The applicants’ allegation that their Article 13 rights were violated because there was no effective mechanism for bringing a claim against the police was consequently dismissed. The ECtHR pointedly noted that:
Article 13 cannot reasonably be interpreted so as to require a remedy in domestic law in respect of any supposed grievance under the Convention that an individual may have, no matter how unmeritorious his complaint may be: the grievance must be an arguable one in terms of the Convention (see Boyle and Rice v. the United Kingdom, cited above, § 52). (para. 62)
In any event, the applicants had failed to demonstrate why the JR proceedings did not amount to an effective remedy.
Comment – still hard to sue the police
Given the high threshold set by Osman in relation to claims against the police, this judgment is hardly surprising. It emphasises the wide discretion to be given to authorities who, being ‘on the ground’ and being equipped with local intelligence, are considered best-placed to assess the situation.
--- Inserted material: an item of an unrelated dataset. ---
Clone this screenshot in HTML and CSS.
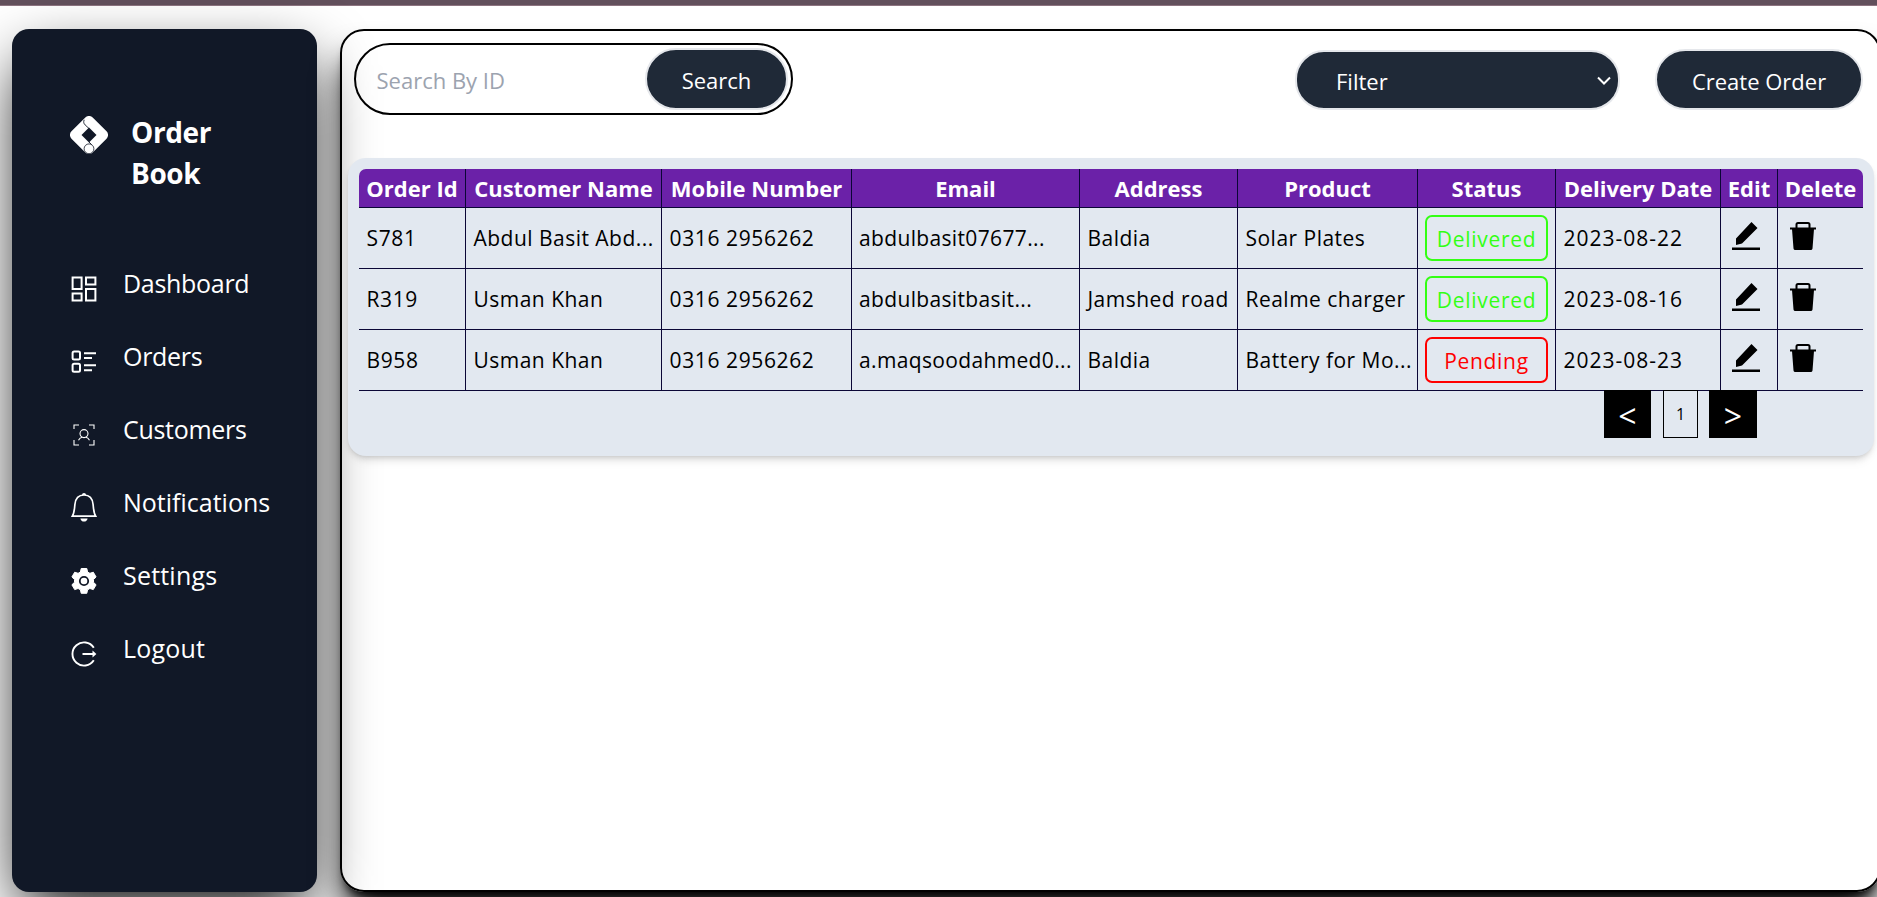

While it might appear puzzling that this case was taken, given the stringent legal test, it is necessary to consider it from the perspective of the applicants: having been subjected to abuse and harassment for two months on their way to school, it is unsurprising that they would question why no arrests were being made, nor why the protests were not stopped.
However, as emphasised in the judgment, it was the police’s wider concerns of the risk of escalating violence, based on intelligence that would not have been known to the applicants, that were considered crucial by the ECtHR.